The Dungan Mosque is a uniquely shaped and very distinguishable mosque that is located in the center of the fourth largest city in the Kyrgyz Republic, Karakol. This exotic-looking building at first glance might be mistaken for a Buddhist temple, since the main architect for the design was Chow Sze who together with 30 other architects built this amazing structure.
Constructed between 1907 and 1910, the mosque has one floor and it is built using wood only without using any nails. The used system of grooves and slashes is a very unique to the Asian cultures, and this Islamic religious center was built in order for the Dungans, who are Chinese Muslims that fled persecution in 1880s, to have a place to pray.

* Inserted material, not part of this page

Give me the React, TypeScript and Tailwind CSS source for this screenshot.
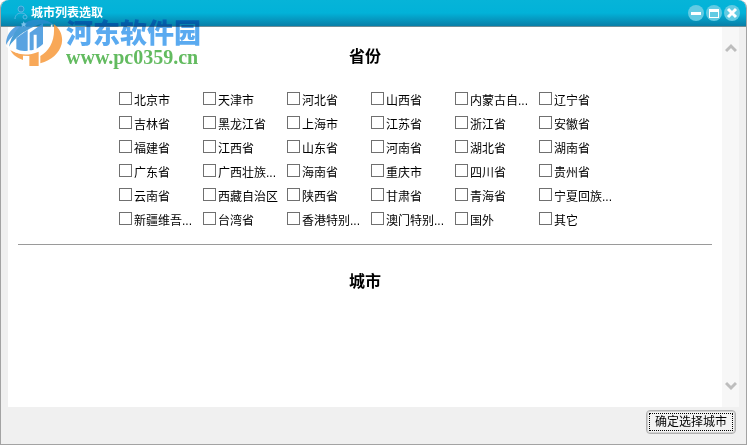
import { useState } from "react";

const provinces = [
  "北京市",
  "天津市",
  "河北省",
  "山西省",
  "内蒙古自...",
  "辽宁省",
  "吉林省",
  "黑龙江省",
  "上海市",
  "江苏省",
  "浙江省",
  "安徽省",
  "福建省",
  "江西省",
  "山东省",
  "河南省",
  "湖北省",
  "湖南省",
  "广东省",
  "广西壮族...",
  "海南省",
  "重庆市",
  "四川省",
  "贵州省",
  "云南省",
  "西藏自治区",
  "陕西省",
  "甘肃省",
  "青海省",
  "宁夏回族...",
  "新疆维吾...",
  "台湾省",
  "香港特别...",
  "澳门特别...",
  "国外",
  "其它",
];

function Watermark() {
  return (
    <div className="pointer-events-none absolute top-4 left-1 flex">
      <svg viewBox="0 0 174 156" className="h-[52px] w-[58px] opacity-85" aria-hidden="true">
        <path
          d="M3 86C3 62 14 42 36 30L58 30C36 46 18 62 3 86Z"
          fill="#3d93dc"
        />
        <path
          d="M60 20C88 6 126 6 146 26C126 20 106 22 86 32C56 46 28 66 12 92C18 62 34 36 60 20Z"
          fill="#2b8ed0"
        />
        <path
          d="M34 66L68 42V104C55 106 43 104 34 99Z"
          fill="#3d93dc"
        />
        <path
          d="M74 50L114 22V84C107 91 101 95 95 98V56H86V101C82 102 78 103 74 103Z"
          fill="#3d93dc"
        />
        <path
          d="M146 24C166 38 175 60 170 84C163 112 140 132 106 142V120C134 104 152 72 146 24Z"
          fill="#f79a3c"
        />
        <path
          d="M14 97C32 116 64 122 101 107V150H73V120L54 119V132C34 126 20 114 14 97Z"
          fill="#f79a3c"
        />
        <path
          d="M4 88C22 112 66 118 98 102C126 86 142 58 140 26"
          fill="none"
          stroke="#ffffff"
          strokeWidth="5"
        />
        <path
          d="M56 16L59 22L65 23L60 27L62 33L56 30L50 33L52 27L47 23L53 22Z"
          fill="#8ecdf5"
        />
      </svg>
      <div className="flex flex-col pt-[3px] pl-[3px] mix-blend-multiply">
        <span className="font-['Noto_Sans_CJK_SC',sans-serif] text-[27px] leading-[26px] font-black text-[#5aaaf0]">
          河东软件园
        </span>
        <span className="font-['Liberation_Serif',serif] text-[20px] leading-6 font-bold text-[#63bb60]">
          www.pc0359.cn
        </span>
      </div>
    </div>
  );
}

function TitleBar() {
  const windowButton =
    "flex size-4 items-center justify-center rounded-full bg-[#62cbe3] text-white";

  return (
    <header className="flex h-[27px] shrink-0 items-center gap-0.5 rounded-t-lg border-b border-[#6f8d96] bg-linear-to-b from-[#06b4d8] via-[#02b2d8] to-[#087fa8] pr-1.5 pl-3">
      <svg viewBox="0 0 16 16" className="size-4" fill="none" stroke="#58b9e4" aria-hidden="true">
        <circle cx="8" cy="4" r="3" fill="#2497cc" />
        <path d="M2 14C2 10 5 8 8 8C11 8 13 9 13 11" />
        <circle cx="12" cy="12" r="2" />
      </svg>
      <h1 className="text-xs font-bold text-white">城市列表选取</h1>
      <div className="ml-auto flex gap-0.5">
        <button type="button" aria-label="最小化" className={windowButton}>
          <svg viewBox="0 0 16 16" className="size-4">
            <path d="M3 7H13V10H3Z" fill="currentColor" />
          </svg>
        </button>
        <button type="button" aria-label="最大化" className={windowButton}>
          <svg viewBox="0 0 16 16" className="size-4">
            <path d="M3 4H13V13H3ZM4 7V12H12V7Z" fill="currentColor" fillRule="evenodd" />
          </svg>
        </button>
        <button type="button" aria-label="关闭" className={windowButton}>
          <svg viewBox="0 0 16 16" className="size-4">
            <path d="M4 4L12 12M12 4L4 12" stroke="currentColor" strokeWidth="3" />
          </svg>
        </button>
      </div>
    </header>
  );
}

function ScrollArrow({ down = false }: { down?: boolean }) {
  return (
    <button type="button" aria-label={down ? "向下滚动" : "向上滚动"}>
      <svg viewBox="0 0 12 10" className="h-2.5 w-3" fill="none" stroke="#bdbdbd" strokeWidth="3">
        <path d={down ? "M1 2L6 7L11 2" : "M1 8L6 3L11 8"} />
      </svg>
    </button>
  );
}

export default function App() {
  const [selected, setSelected] = useState<string[]>([]);

  function toggleProvince(name: string) {
    setSelected((current) =>
      current.includes(name)
        ? current.filter((item) => item !== name)
        : [...current, name]
    );
  }

  return (
    <div className="relative flex min-h-screen flex-col rounded-t-lg border-r border-b border-l border-[#a3a3a3] bg-[#f0f0f0] font-['Liberation_Sans','Noto_Sans_CJK_SC',sans-serif] text-black">
      <TitleBar />

      <div className="flex flex-1 px-[7px]">
        <main className="flex-1 bg-white px-2.5">
          <h2 className="pt-[18px] text-center text-base leading-6 font-bold">省份</h2>

          <div className="flex justify-center pt-[19px] pl-3">
            <div className="grid grid-cols-[repeat(6,84px)]">
              {provinces.map((name) => (
                <label
                  key={name}
                  className="flex h-6 items-center gap-0.5 pt-0.5 text-xs whitespace-nowrap"
                >
                  <input
                    type="checkbox"
                    checked={selected.includes(name)}
                    onChange={() => toggleProvince(name)}
                    className="mb-1.5 size-[13px] shrink-0 appearance-none border border-[#707070] bg-white checked:bg-[#0891b2]"
                  />
                  {name}
                </label>
              ))}
            </div>
          </div>

          <hr className="mt-3 border-[#9a9a9a]" />

          <h2 className="pt-[25px] text-center text-base leading-6 font-bold">城市</h2>
        </main>

        <div className="flex w-[17px] flex-col items-center justify-between bg-[#f7f7f7] py-4">
          <ScrollArrow />
          <ScrollArrow down />
        </div>
      </div>

      <footer className="flex h-[37px] shrink-0 items-start justify-end pt-[3px] pr-2.5">
        <button
          type="button"
          className="rounded border border-[#b0b0b0] bg-[#f3f3f3] p-0.5 text-xs shadow-[inset_0_0_0_1px_#d2d2d2]"
        >
          <span className="block border border-dotted border-black px-[5px] leading-4">
            确定选择城市
          </span>
        </button>
      </footer>

      <Watermark />
    </div>
  );
}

Another interesting feature is the tall structure next to it which serves as a minaret, but it looks more like a wooden pagoda.

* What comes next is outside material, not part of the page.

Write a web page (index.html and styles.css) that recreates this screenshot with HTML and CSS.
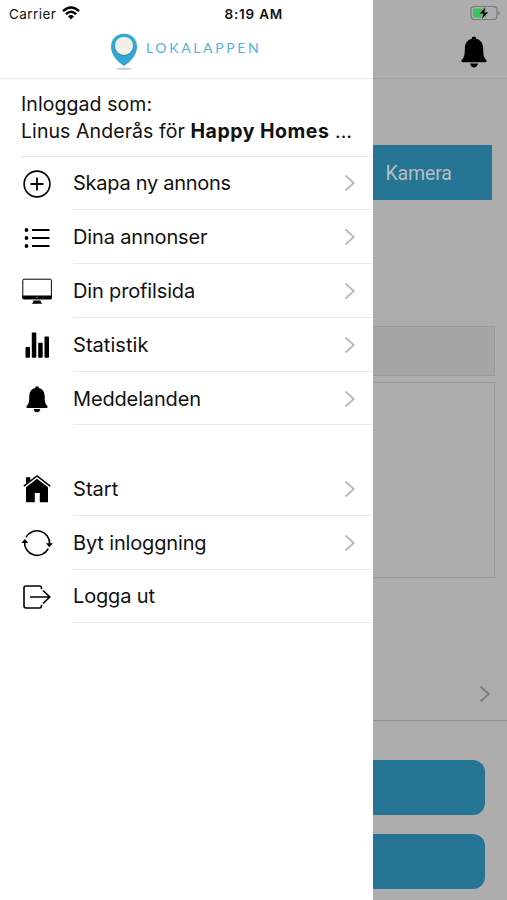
FILE: index.html
```html
<!DOCTYPE html>
<html lang="sv">
<head>
<meta charset="utf-8">
<meta name="viewport" content="width=device-width, initial-scale=1">
<title>Lokalappen</title>
<link rel="stylesheet" href="styles.css">
</head>
<body>
<svg width="0" height="0" class="defs" aria-hidden="true">
  <symbol id="bell" viewBox="0 0 26 32"><path d="M13 .5c1.300 0 2.100 .9 2.200 2.200 4.500 1 6.700 4.600 6.900 9.300.2 7 .6 9.500 3.400 12.200.4 1.300-.2 2-1.300 2H1.800c-1.100 0-1.700-.7-1.300-2C3.300 21.500 3.700 19 3.900 12c.2-4.700 2.400-8.300 6.900-9.300C10.900 1.400 11.700.5 13 .5zM9 27.500h8c-.3 2.400-1.900 3.900-4 3.900s-3.700-1.500-4-3.900z"/></symbol>
  <symbol id="chevron" viewBox="0 0 12 18"><path d="M1.500 1.500L9.700 9l-8.200 7.500" fill="none" stroke="currentColor" stroke-width="2"/></symbol>
</svg>
<div class="screen">
  <aside class="drawer">
    <header class="top">
      <div class="status">
        <span class="carrier">Carrier</span>
        <svg class="wifi" viewBox="0 0 18 14"><path d="M1 5.200Q9-2.200 17 5.200M3.900 8.100Q9 3.400 14.100 8.100" fill="none" stroke="#000" stroke-width="2.400"/><path d="M9 13.500L5.900 10.300Q9 7.800 12.100 10.300z"/></svg>
        <span class="time">8:19 AM</span>
      </div>
      <div class="brand">
        <svg class="pin" viewBox="0 0 28 38"><ellipse cx="14" cy="35.700" rx="8" ry="1.100" fill="#c9c9c9"/><path d="M14 .8C6.400 .8 1 6.300 1 13.400 1 22.500 7.500 28.500 14 33c6.500-4.500 13-10.500 13-19.600C27 6.300 21.600 .8 14 .8z" fill="#35a5d3"/><circle cx="14" cy="13.700" r="9.300" fill="#2088b2"/><circle cx="14" cy="12.800" r="9.100" fill="#f0f1eb"/></svg>
        <span class="name">LOKALAPPEN</span>
      </div>
    </header>
    <div class="user"><div>Inloggad som:</div><div class="who">Linus Anderås för <b>Happy Homes</b> ...</div></div>
    <nav class="menu">
      <a class="row"><svg class="icon" viewBox="0 0 32 32"><g fill="none" stroke="#000" stroke-width="1.600"><circle cx="16" cy="16" r="12.900"/><path d="M16 9.500v13M9.500 16h13" stroke-width="1.800"/></g></svg><span class="label"><span class="tight">Skapa ny annons</span><svg class="chev"><use href="#chevron"/></svg></span></a>
      <a class="row"><svg class="icon" viewBox="0 0 32 32"><path d="M11 8h17.500M11 16h17.500M11 24h17.500" stroke="#000" stroke-width="1.800"/><circle cx="5.500" cy="8" r="1.900"/><circle cx="5.500" cy="16" r="1.900"/><circle cx="5.500" cy="24" r="1.900"/></svg><span class="label"><span>Dina annonser</span><svg class="chev"><use href="#chevron"/></svg></span></a>
      <a class="row"><svg class="icon" viewBox="0 0 32 32"><rect x="1.800" y="4.200" width="28.600" height="19.600" rx="1.200" fill="none" stroke="#000" stroke-width="1"/><path d="M1.300 20.500h29.600v2.300q0 1.500-1.500 1.500H2.800q-1.500 0-1.500-1.500zM12.500 25.500h7l.5 2 1.500 1.300h-11l1.500-1.300z"/><circle cx="16" cy="22.400" r=".6" fill="#aaa"/></svg><span class="label"><span>Din profilsida</span><svg class="chev"><use href="#chevron"/></svg></span></a>
      <a class="row"><svg class="icon" viewBox="0 0 32 32"><rect x="4.500" y="18" width="4.500" height="10.800" rx=".8"/><rect x="10.800" y="3.500" width="4.500" height="25.300" rx=".8"/><rect x="17.200" y="13.700" width="4.500" height="15.100" rx=".8"/><rect x="23.500" y="7.500" width="4.500" height="21.300" rx=".8"/></svg><span class="label"><span class="natural">Statistik</span><svg class="chev"><use href="#chevron"/></svg></span></a>
      <a class="row"><svg class="icon" viewBox="0 0 32 32"><use href="#bell" x="5" y="2.800" width="22" height="27"/></svg><span class="label"><span>Meddelanden</span><svg class="chev"><use href="#chevron"/></svg></span></a>
    </nav>
    <nav class="menu second">
      <a class="row"><svg class="icon" viewBox="0 0 32 32"><path d="M5 14.200L16 5.700l11 8.500v15H18.800V20h-5v9.200H5z"/><path d="M2.800 13.200L16 3l13.200 10.200" fill="none" stroke="#000" stroke-width="1.500"/><path d="M5 4.200h4.300v3L5 10.600z"/></svg><span class="label"><span class="natural">Start</span><svg class="chev"><use href="#chevron"/></svg></span></a>
      <a class="row"><svg class="icon" viewBox="0 0 32 32"><path d="M5 10.200A12.600 12.600 0 0 1 28.600 17M27.300 21.600A12.600 12.600 0 0 1 3.600 14.500" fill="none" stroke="#000" stroke-width="1.600"/><path d="M.3 16l3.500-4 3.500 4zM24.900 16.300h7l-3.500 4z"/></svg><span class="label"><span>Byt inloggning</span><svg class="chev"><use href="#chevron"/></svg></span></a>
      <a class="row"><svg class="icon" viewBox="0 0 32 32"><path d="M20.500 8.200V7q0-2-2-2H5Q3 5 3 7v18q0 2 2 2h13.500q2 0 2-2v-1.200M9 16h19.500M22 9.500l6.800 6.500-6.800 6.500" fill="none" stroke="#000" stroke-width="1.600"/></svg><span class="label"><span>Logga ut</span></span></a>
    </nav>
  </aside>
  <main class="page">
    <header class="page-top">
      <svg class="battery" viewBox="0 0 32 16"><rect x="1" y="1.500" width="26" height="13" rx="3.500" fill="none" stroke="#777" stroke-width="1.200"/><rect x="3" y="3.500" width="13.500" height="9" rx="1.500" fill="#35c759"/><path d="M28.500 5.800q3 2.200 0 4.400z" fill="#777"/><path d="M16 1.500L8.800 8.900h4.100L11.400 14.700 18.800 7.100h-4.200z" fill="#000" stroke="#adadad" stroke-width=".7"/></svg>
      <svg class="alert"><use href="#bell"/></svg>
    </header>
    <div class="camera"><span>Kamera</span></div>
    <div class="field"></div>
    <div class="area"></div>
    <div class="link"><svg class="chev"><use href="#chevron"/></svg></div>
    <div class="button"></div>
    <div class="button"></div>
  </main>
</div>
</body>
</html>
```
FILE: styles.css
```css
* { box-sizing: border-box; }
body { margin: 0; font-family: Inter, "Liberation Sans", sans-serif; color: #111; }
svg { display: block; flex: none; }
.defs { position: absolute; }
.screen { display: flex; width: 507px; height: 900px; overflow: hidden; background: #fff; }
.drawer { width: 372.500px; flex: none; background: #fff; }
.top { height: 79px; border-bottom: 1px solid #ececec; }
.status { display: flex; align-items: center; height: 27px; padding-left: 9px; font-size: 13.500px; }
.carrier { width: 53px; letter-spacing: .42px; white-space: nowrap; }
.wifi { width: 18px; height: 14px; margin-top: -2px; }
.time { margin-left: 144.500px; font-weight: 600; letter-spacing: .8px; white-space: nowrap; }
.brand { display: flex; padding: 6px 0 0 110px; }
.pin { width: 28px; height: 38px; }
.name { margin: 5px 0 0 8px; font: 14px/20px Lato, sans-serif; letter-spacing: 2.650px; color: #50b3dc; }
.user { height: 77.500px; margin-left: 21px; padding-top: 12px; border-bottom: 1px solid #e9e9e9; font-size: 19.500px; line-height: 27px; letter-spacing: .08px; white-space: nowrap; }
.user b { font-weight: 700; letter-spacing: .5px; }
.menu { display: flex; flex-direction: column; }
.second { margin-top: 36.500px; }
.row { display: flex; align-items: center; height: 53.800px; padding-left: 21px; }
.icon { width: 32px; height: 32px; margin-top: 1px; }
.label { display: flex; flex: 1; align-items: center; justify-content: space-between; height: 100%; margin-left: 20px; padding: 1px 17px 0 0; border-bottom: 1px solid #e9e9e9; font-size: 20px; letter-spacing: -.15px; white-space: nowrap; }
.tight { letter-spacing: -.27px; }
.natural { letter-spacing: .05px; }
.chev { width: 12px; height: 18px; color: #bdbdbd; }
.page { flex: 1; background: #adadad; }
.page-top { display: flex; flex-direction: column; align-items: flex-end; height: 79px; padding-top: 5px; border-bottom: 1px solid #a1a1a1; }
.battery { width: 32px; height: 16px; margin-right: 5px; }
.alert { width: 26px; height: 32px; margin: 15px 20px 0 0; }
.camera { display: flex; align-items: center; height: 54.500px; margin: 66px 15px 0 0; padding: 2px 0 0 13px; background: #267594; color: #b8bec0; font: 19.500px Roboto, sans-serif; letter-spacing: -.15px; }
.field { height: 50px; margin: 126.500px 12px 0 0; border: 1.500px solid #9b9b9b; border-left: 0; background: #a5a5a5; }
.area { height: 196px; margin: 6px 12px 0 0; border: 1.500px solid #9b9b9b; border-left: 0; }
.link { display: flex; justify-content: flex-end; height: 143px; padding: 107px 16px 0 0; border-bottom: 1px solid #929292; }
.link .chev { color: #7e7e7e; }
.button { height: 54.500px; margin: 39px 22px 0 0; border-radius: 0 12px 12px 0; background: #267594; }
.button + .button { margin-top: 19.500px; }
```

The interior is representing the eclectic mix of Dungan’s pre-Islamic Buddhist past, with the folk symbol of longevity, the pomegranate, is combined with Buddhist imagery such as the shell and wheel of fire as well as representations of dragons and phoenixes that reflect the unmistakable influence of Chinese mythology.

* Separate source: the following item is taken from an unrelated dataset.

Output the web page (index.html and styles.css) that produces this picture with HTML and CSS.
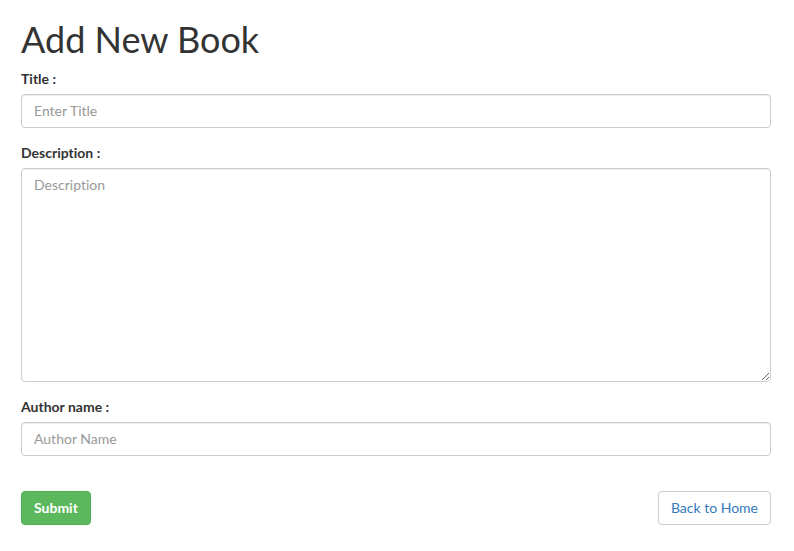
FILE: index.html
```html
<!DOCTYPE html>
<html lang="en">
<head>
<meta charset="utf-8">
<meta name="viewport" content="width=device-width, initial-scale=1">
<title>Add New Book</title>
<link rel="stylesheet" href="styles.css">
</head>
<body>
<main class="page">
  <h1 class="page-title">Add New Book</h1>
  <form class="book-form">
    <div class="field">
      <label for="title">Title :</label>
      <input class="control" id="title" type="text" placeholder="Enter Title">
    </div>
    <div class="field">
      <label for="description">Description :</label>
      <textarea class="control" id="description" rows="10" placeholder="Description"></textarea>
    </div>
    <div class="field">
      <label for="author">Author name :</label>
      <input class="control" id="author" type="text" placeholder="Author Name">
    </div>
    <div class="actions">
      <button class="btn btn-submit" type="submit">Submit</button>
      <a class="btn btn-back" href="#">Back to Home</a>
    </div>
  </form>
</main>
</body>
</html>
```

FILE: styles.css
```css
* {
  box-sizing: border-box;
}

body {
  margin: 0;
  background: #fff;
  color: #333;
  font: 14px/20px Lato, "Liberation Sans", sans-serif;
  font-variant-ligatures: none;
}

.page {
  padding: 20px 23px 26px 21px;
}

.page-title {
  margin: 0 0 11px;
  font-size: 36px;
  line-height: 38px;
  font-weight: 400;
}

.field {
  margin-bottom: 15px;
}

label {
  display: block;
  margin-bottom: 5px;
  font-weight: 700;
}

.control {
  display: block;
  width: 100%;
  height: 34px;
  padding: 5px 12px 7px;
  border: 1px solid #ccc;
  border-radius: 4px;
  background: #fff;
  box-shadow: inset 0 1px 1px rgba(0, 0, 0, 0.075);
  color: #555;
  font: inherit;
  font-variant-ligatures: none;
}

textarea.control {
  height: auto;
  padding: 6px 12px;
  resize: vertical;
}

.control::placeholder {
  color: #999;
  opacity: 1;
}

.actions {
  display: flex;
  justify-content: space-between;
  margin-top: 35px;
}

.btn {
  padding: 6px 12px;
  border: 1px solid #ccc;
  border-radius: 4px;
  font: inherit;
  text-decoration: none;
  cursor: pointer;
}

.btn-submit {
  border-color: #4cae4c;
  background: #5cb85c;
  color: #fff;
  font-weight: 700;
}

.btn-back {
  background: #fff;
  color: #337ab7;
}
```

The exterior is even more extravagant, as it has a tip-tilted roof with corners which are decorated with dragon figurines, and the colorful façade of red and purple columns with the green roof is definitely the attention grabber when visiting Karakol. Unfortunately, the mosque was closed between 1933 and 1943, and luckily it survived the early Bolshevik era which destroyed the other eight mosques that were in the city.
Nowadays, the Dungan Mosque is the worship place for the Kyrgyz people as well as to the Dungan, allowing also foreign visitors to go inside from time to time. With very turbulent past, the mosque was renovated in 2017 with the help from the Turkish government, allowing every single visitor of Karakol to be able to gaze for a long time and marvel at the beauty the religious structure transmits in the area.